Could DDOT be deciding whether to close the kiss-and-ride exit at Woodley Metro?
Why isn’t there a green triangle at the kiss-and-ride exit from our Van Ness UDC Metro stop?
Marlene quoted “DDOT community relations specialist Christian Piñeiro” as saying “This is not a bike lane project,” but the top caption on the DDOT infographic says “Protected Bike Lanes — Corridor Wide.” So who is he kidding?
David Jonas Bardin says
Amen.
We have to focus on details.
Your analysis of obscure terms for stretch south of Calvert Street is eye-opening.
Could you similarly analyze obscure terms for stretch north of Calvert Street?
Green Eyeshades says
The green triangles appear at only three intersections, and DDOT’s graphic explains nothing about what DDOT intends to build or what traffic rules DDOT intends to change to “Analyze intersection for approach realignment.” I am mystified.
DDOT’s graphic did not enumerate the “Parking Clearance” but I counted 14 of them, including one just east of the Avenue on Albemarle (not clear whether at intersection with 32nd or at curb cut for Italian Pizza Kitchen).

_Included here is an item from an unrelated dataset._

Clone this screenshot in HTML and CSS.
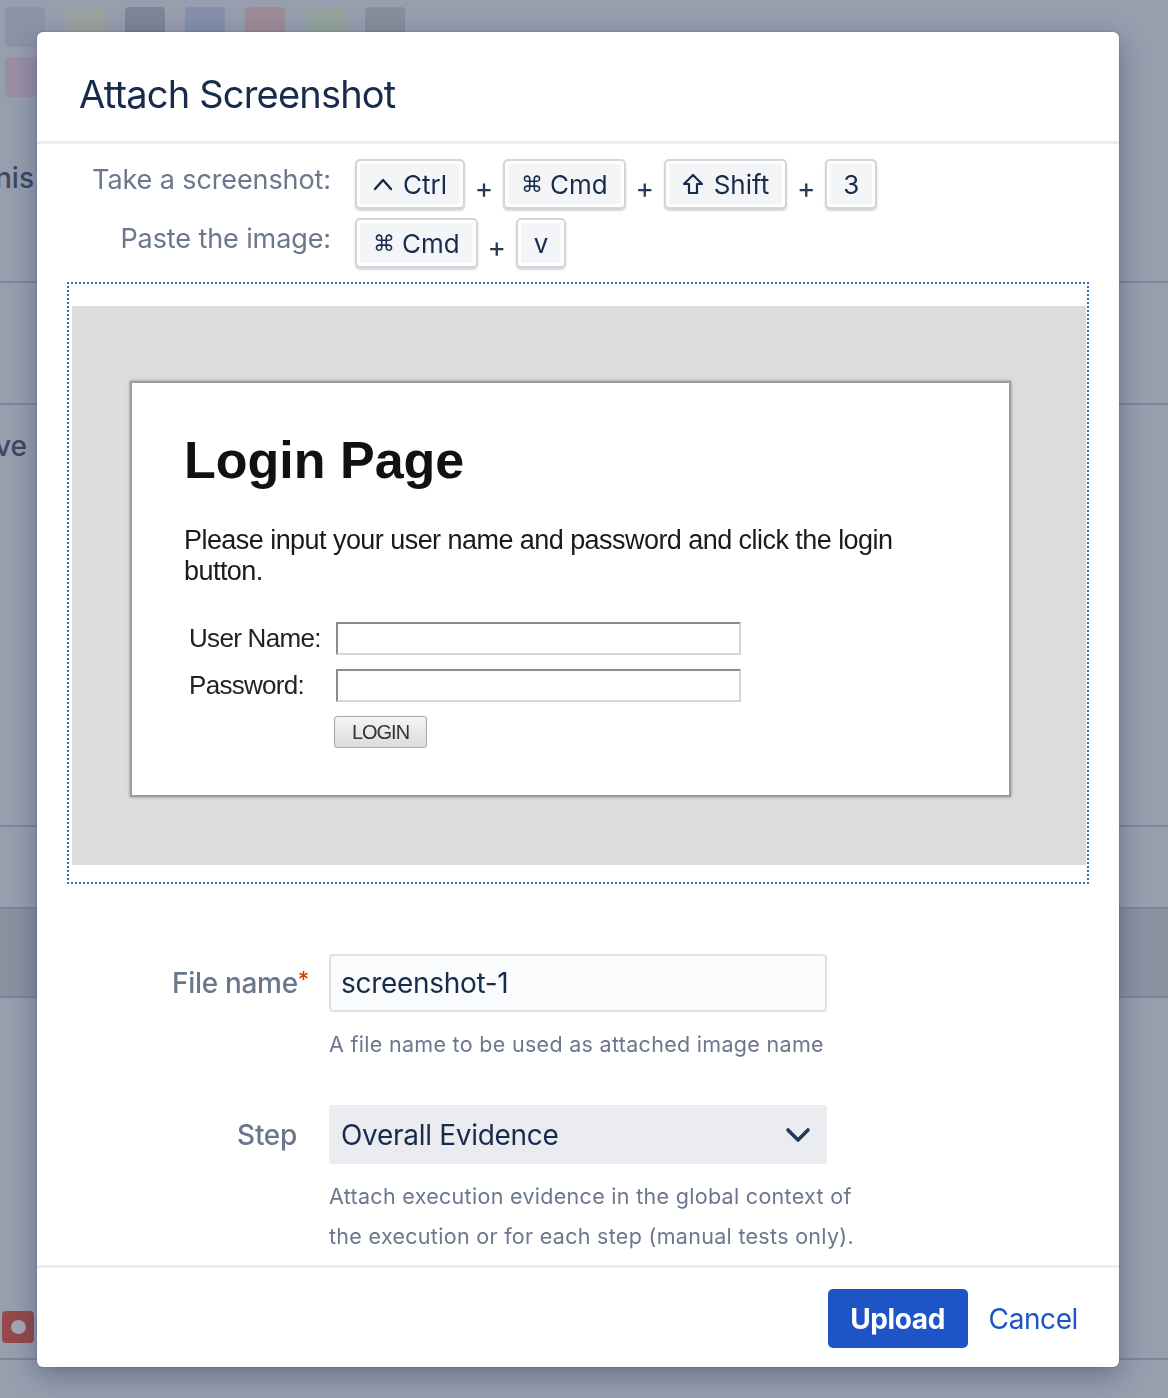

But DDOT said nothing about what it will build or prohibit to achieve “Parking Clearance.”
The “Pedestrian Refuge Islands” seem self-explanatory and we should all clamor for more “refuge” for pedestrians! All of the eight refuge islands appear next to red left hand turns (just north or just south of the turns). But why does DDOT propose adding only eight refuge islands, when it’s adding “up to 17” left hand turns and 14 “Parking Clearances?”
There is no text suggesting a design relationship between parking clearances and refuge islands, but it does seem obvious that left turn lanes can be hazardous for pedestrians, so giving walkers a refuge island at those locations has some rational basis.
Nothing on DDOT’s graphic explains how these dozens of new design elements or traffic rules will interact with protected bike lanes.
FHC says
Watching DDOT present at ANC 3/4G’s 11/14 meeting. Ed Stollof explained that “parking clearance” refers to the areas 25 feet from an intersection. They want to remove parking within that section due to visibility issues. Not explained: visibility for whom.